Meski Vitinha menunjukkan potensi, Nuno lebih mengandalkan dua gelandang Portugal lainnya: Ruben Neves dan Joao Moutinho. Alhasil, ia hanya memulai tujuh pertandingan di semua kompetisi.
Namun alih-alih tenggelam, ia memilih belajar dari keterbatasan itu. Ia mengubah kekecewaan menjadi motivasi.
Langkah Nekat yang Berbuah Manis
Fernando Marcal, mantan rekan setimnya di Wolves, masih ingat ketika Vitinha berbicara penuh keyakinan, “Saya akan kembali ke Porto, tampil luar biasa, lalu bergabung dengan klub top Eropa.”
Awalnya, Marcal mengira ucapan itu hanya mimpi.
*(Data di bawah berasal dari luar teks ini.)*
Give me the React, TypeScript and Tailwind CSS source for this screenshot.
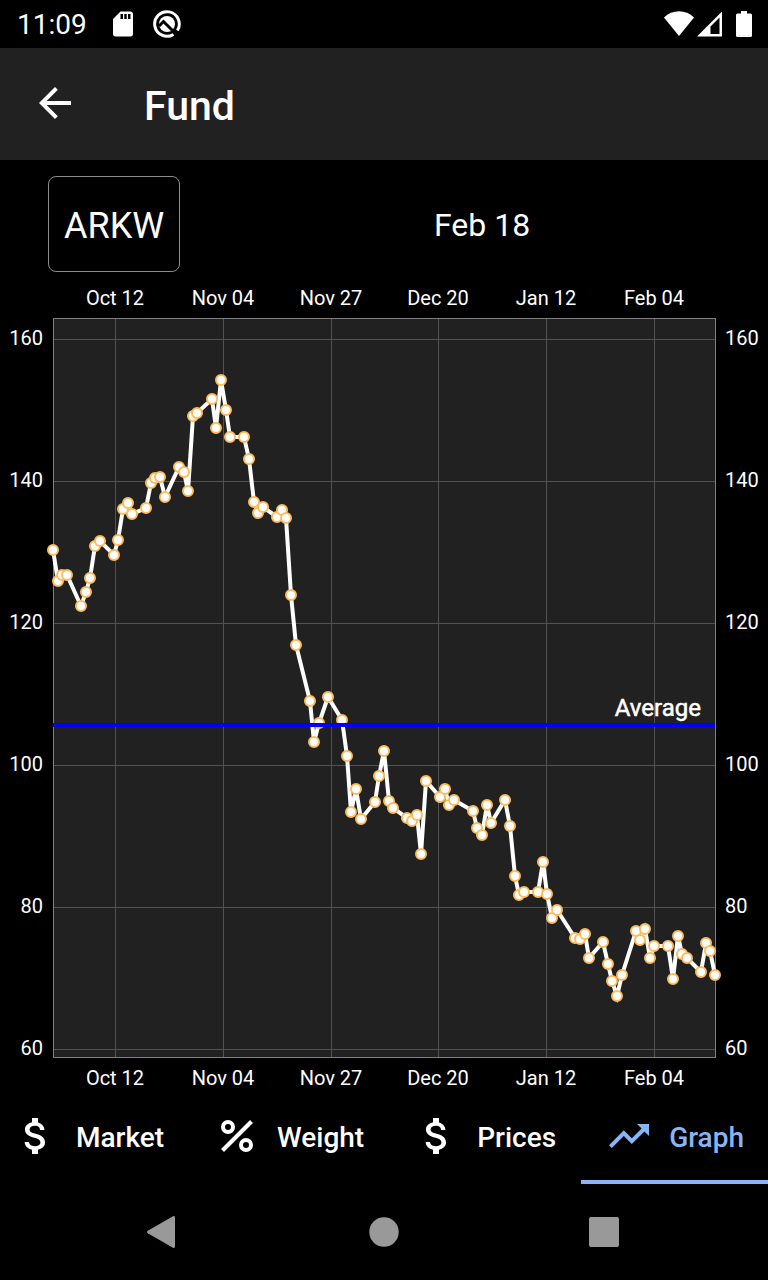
import React from 'react';
import { MdArrowBack, MdAttachMoney, MdSdCard, MdTrendingUp } from 'react-icons/md';

const PLOT = { left: 53, right: 715, top: 318, bottom: 1058 };

const X_TICKS = [
  { label: 'Oct 12', x: 115 },
  { label: 'Nov 04', x: 223 },
  { label: 'Nov 27', x: 331 },
  { label: 'Dec 20', x: 438 },
  { label: 'Jan 12', x: 546 },
  { label: 'Feb 04', x: 654 },
];

const Y_TICKS = [160, 140, 120, 100, 80, 60];

const yFor = (price: number) => 339 + (160 - price) * 7.1;

const POINTS: [number, number][] = [
  [53, 550], [58, 581], [62, 575], [67, 575], [81, 606], [86, 592], [90, 578], [95, 546],
  [100, 541], [114, 555], [118, 540], [123, 509], [128, 503], [132, 514], [146, 508],
  [151, 483], [155, 478], [160, 477], [165, 497], [179, 467], [184, 472], [188, 491],
  [193, 416], [197, 413], [212, 399], [216, 428], [221, 380], [226, 410], [230, 437],
  [244, 437], [249, 459], [254, 502], [258, 513], [263, 507], [277, 517], [282, 510],
  [286, 518], [291, 595], [296, 645], [310, 701], [314, 742], [319, 723], [328, 697],
  [342, 720], [347, 756], [351, 812], [356, 789], [361, 819], [375, 802], [379, 776],
  [384, 751], [389, 801], [393, 808], [407, 818], [412, 821], [417, 815], [421, 854],
  [426, 781], [440, 797], [445, 789], [449, 805], [454, 800], [473, 811], [477, 828],
  [482, 835], [487, 805], [491, 823], [505, 800], [510, 826], [515, 876], [519, 895],
  [524, 892], [538, 892], [543, 862], [547, 894], [552, 918], [557, 910], [575, 938],
  [580, 939], [585, 934], [589, 958], [603, 942], [608, 964], [612, 981], [617, 996],
  [622, 975], [636, 931], [640, 940], [645, 929], [650, 958], [654, 946], [668, 946],
  [673, 979], [678, 936], [682, 954], [687, 958], [701, 972], [706, 943], [710, 951],
  [715, 975],
];

const PercentIcon: React.FC = () => (
  <svg viewBox="0 0 48 48" className="w-12 h-12" fill="none" stroke="currentColor" strokeWidth="4">
    <circle cx="15" cy="15" r="5" />
    <circle cx="33" cy="33" r="5" />
    <path d="M9.5 38.5L38.5 9.5" />
  </svg>
);

const TABS = [
  { name: 'Market', icon: <MdAttachMoney className="w-12 h-12" /> },
  { name: 'Weight', icon: <PercentIcon /> },
  { name: 'Prices', icon: <MdAttachMoney className="w-12 h-12" /> },
  { name: 'Graph', icon: <MdTrendingUp className="w-12 h-12" />, active: true },
];

const StatusBar: React.FC = () => (
  <div className="h-12 pl-[17px] pr-4 flex items-center justify-between">
    <div className="flex items-center">
      <span className="pt-0.5 text-[28px] leading-8">11:09</span>
      <MdSdCard className="w-[30px] h-[30px] ml-[21px]" />
      <svg viewBox="0 0 28 28" className="w-7 h-7 ml-[15px]" fill="none" stroke="currentColor">
        <path d="M20.5 24.4A12.3 12.3 0 1 1 24.4 20.5" strokeWidth="3" />
        <circle cx="14" cy="14" r="8" fill="currentColor" stroke="none" />
        <path d="M6 16L10.5 11.5L23.5 24.5" stroke="black" strokeWidth="3" />
      </svg>
    </div>
    <div className="flex items-center">
      <svg viewBox="0 0 30 26" className="w-[30px] h-[26px]" fill="currentColor">
        <path d="M0 6.5C8 -1.8 22 -1.8 30 6.5L15 25Z" />
      </svg>
      <svg viewBox="0 0 26 26" className="w-[26px] h-[26px] ml-[3px]" fill="currentColor">
        <path fillRule="evenodd" d="M0 25.5L25 .5V25.5ZM13.5 23H22.5V6.5L13.5 15.5Z" />
      </svg>
      <svg viewBox="0 0 16 26" className="w-4 h-[26px] ml-[13px]" fill="currentColor">
        <path d="M5 0H11V2.5H14.5Q16 2.5 16 4V24.5Q16 26 14.5 26H1.5Q0 26 0 24.5V4Q0 2.5 1.5 2.5H5Z" />
      </svg>
    </div>
  </div>
);

const PriceChart: React.FC = () => (
  <svg viewBox="0 272 768 820" className="w-full h-auto" fill="white" role="img" aria-label="ARKW">
    <rect
      x={PLOT.left + 0.5}
      y={PLOT.top + 0.5}
      width={PLOT.right - PLOT.left}
      height={PLOT.bottom - PLOT.top - 1}
      fill="#212121"
    />

    {/* Grid */}
    <g stroke="#525252">
      {X_TICKS.map(({ x }) => (
        <line key={x} x1={x + 0.5} x2={x + 0.5} y1={PLOT.top} y2={PLOT.bottom} />
      ))}
      {Y_TICKS.map((price) => (
        <line
          key={price}
          x1={PLOT.left}
          x2={PLOT.right}
          y1={yFor(price) + 0.5}
          y2={yFor(price) + 0.5}
        />
      ))}
    </g>
    <rect
      x={PLOT.left + 0.5}
      y={PLOT.top + 0.5}
      width={PLOT.right - PLOT.left}
      height={PLOT.bottom - PLOT.top - 1}
      fill="none"
      stroke="#808080"
    />

    {/* Axis labels */}
    <g fontSize="20">
      {X_TICKS.map(({ label, x }) => (
        <g key={label} textAnchor="middle">
          <text x={x} y={305}>{label}</text>
          <text x={x} y={1085}>{label}</text>
        </g>
      ))}
      {Y_TICKS.map((price) => (
        <g key={price}>
          <text x={43} y={yFor(price) + 6} textAnchor="end">{price}</text>
          <text x={725} y={yFor(price) + 6}>{price}</text>
        </g>
      ))}
    </g>

    {/* Series */}
    <polyline
      points={POINTS.map((p) => p.join(',')).join(' ')}
      fill="none"
      stroke="white"
      strokeWidth="4"
    />
    <g stroke="#ffbb5c" strokeWidth="2">
      {POINTS.map(([x, y]) => (
        <circle key={x} cx={x} cy={y} r="5" />
      ))}
    </g>

    {/* Average */}
    <line x1={PLOT.left} x2={PLOT.right} y1={725} y2={725} stroke="#0000ff" strokeWidth="4" />
    <text x={701} y={716} fontSize="24" textAnchor="end" stroke="white" strokeWidth="0.5">
      Average
    </text>
  </svg>
);

const App: React.FC = () => {
  return (
    <div className="min-h-screen bg-black text-white font-[Roboto,sans-serif] flex flex-col">
      <StatusBar />

      {/* Header */}
      <header className="h-28 px-[31px] bg-[#212121] flex items-center gap-[65px]">
        <button type="button" aria-label="Back" className="pb-0.5">
          <MdArrowBack className="w-12 h-12" />
        </button>
        <h1 className="pt-1 text-[41px] leading-12 font-medium">Fund</h1>
      </header>

      <main>
        <div className="pl-12 pt-4 flex items-center gap-4">
          <button
            type="button"
            className="h-24 px-[15px] pt-1 border border-[#8c8c8c] rounded-lg text-4xl"
          >
            ARKW
          </button>
          <p className="flex-1 pt-0.5 text-center text-[32px] leading-10">Feb 18</p>
        </div>
        <PriceChart />
      </main>

      {/* Tabs */}
      <nav className="flex justify-end gap-px overflow-hidden">
        {TABS.map(({ name, icon, active }) => (
          <button
            key={name}
            type="button"
            className={`h-[92px] px-6 shrink-0 flex items-center gap-4 text-[28px] font-medium border-b-4 ${
              active ? 'text-[#8ab4f8] border-b-[#8ab4f8]' : 'border-b-transparent'
            }`}
          >
            {icon}
            <span className="pt-1">{name}</span>
          </button>
        ))}
      </nav>

      {/* System navigation */}
      <div className="h-24 px-[54px] grid grid-cols-3 place-items-center text-[#999999]">
        <button type="button" aria-label="Back">
          <svg viewBox="0 0 34 34" className="w-[34px] h-[34px]" fill="currentColor">
            <path d="M.8 15.8L26 1.2Q28 .5 28 2.5V31.5Q28 33.5 26 32.8L.8 18.2Q-.8 17 .8 15.8Z" />
          </svg>
        </button>
        <button type="button" aria-label="Home">
          <svg viewBox="0 0 30 30" className="w-[30px] h-[30px]" fill="currentColor">
            <circle cx="15" cy="15" r="14.7" />
          </svg>
        </button>
        <button type="button" aria-label="Recent apps">
          <svg viewBox="0 0 30 30" className="w-[30px] h-[30px]" fill="currentColor">
            <rect width="30" height="30" rx="2" />
          </svg>
        </button>
      </div>
    </div>
  );
};

export default App;
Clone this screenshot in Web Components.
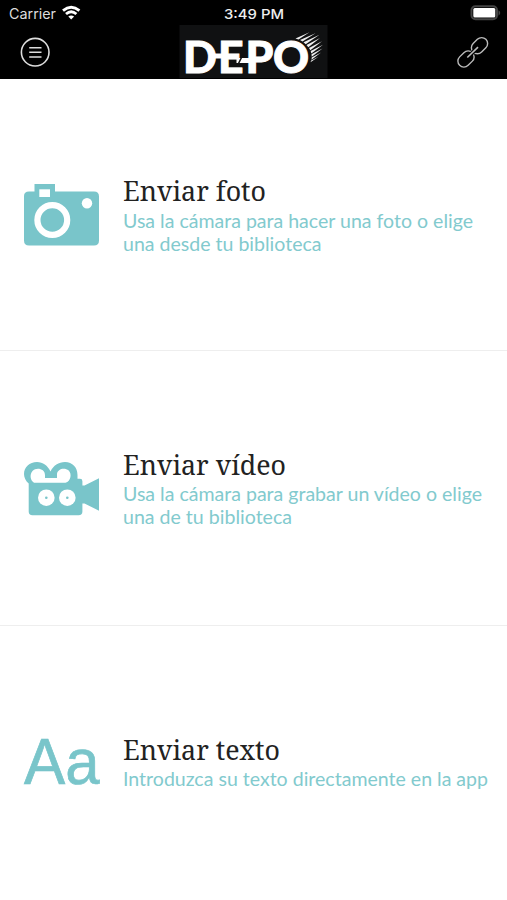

Tapi ia membuktikannya. Ia langsung tampil mengesankan bersama Porto, memimpin lini tengah dan membawa klub itu menjuarai dua gelar domestik.
Melihat performa itu, PSG langsung bergerak cepat. Mereka menebus Vitinha seharga €41,5 juta — sebuah lompatan besar hanya dalam waktu satu musim.
Ujian Baru di Paris: Mental Baja di Tengah Bintang
Setibanya di Paris, Vitinha langsung menghadapi tantangan besar. Ia harus berbagi ruang ganti dengan para superstar seperti Lionel Messi, Neymar, dan Mbappe — pemain-pemain yang tak selalu mau membantu dalam bertahan.
Dalam satu momen panas, ia memilih mengoper ke Messi alih-alih Mbappe. Keputusan itu memicu reaksi keras dari sang striker. Namun insiden itu justru menunjukkan mental baja Vitinha dan memicu perubahan kultur tim: dari individualistis menjadi kolektif.
Transformasi PSG di Era Luis Enrique
Kehadiran Luis Enrique pada 2023 menjadi momen krusial. Sejak awal, Enrique langsung menyatakan kepercayaannya kepada Vitinha dan menunjuknya sebagai salah satu pemain utama dalam skema tim.
Vitinha merasa nyaman dengan pendekatan Enrique yang terbuka dan tegas. “Pelatih ini jujur. Dia memberi tahu saya langsung apa yang dia pikirkan. Itu sangat membantu,” ujar Vitinha dalam wawancara.
Dengan dukungan penuh Enrique, Vitinha menjelma menjadi pusat permainan PSG — bukan hanya sebagai pengatur tempo, tapi juga pemimpin taktis yang menghubungkan seluruh lini.
Statistik Bicara: Vitinha Bukan Sekadar Pelengkap
Secara statistik, kontribusinya mencengangkan:
- Ia menyelesaikan 1.965 umpan sukses di Liga Champions selama dua musim terakhir.
- Akurasi umpannya mencapai 93,71 persen, angka luar biasa untuk seorang playmaker.
- Ia menciptakan 42 peluang, setara dengan Vinicius Jr.
- Ia merebut bola sebanyak 159 kali (peringkat kedua) dan melakukan 34 intersepsi (peringkat ketiga).
Luis Enrique pun tak ragu memujinya: “Vitinha memainkan peran paling kompleks di lini tengah. Dia kuat secara fisik dan mental, serta nyaris tak pernah kehilangan bola.”
Akhirnya: Dari Gagal di Inggris Menjadi Raja Eropa
Perjalanan Vitinha menunjukkan satu hal penting: kegagalan bukan akhir, melainkan batu loncatan. Saat Wolves menolaknya, ia menjawab dengan gelar, dominasi, dan pengaruh nyata di klub sebesar PSG.
Kini, Vitinha tak hanya jadi jenderal lini tengah PSG. Ia menjadi simbol ketekunan, kerja keras, dan keyakinan tak tergoyahkan — contoh nyata bahwa mimpi besar bisa jadi kenyataan jika diperjuangkan dengan gigih.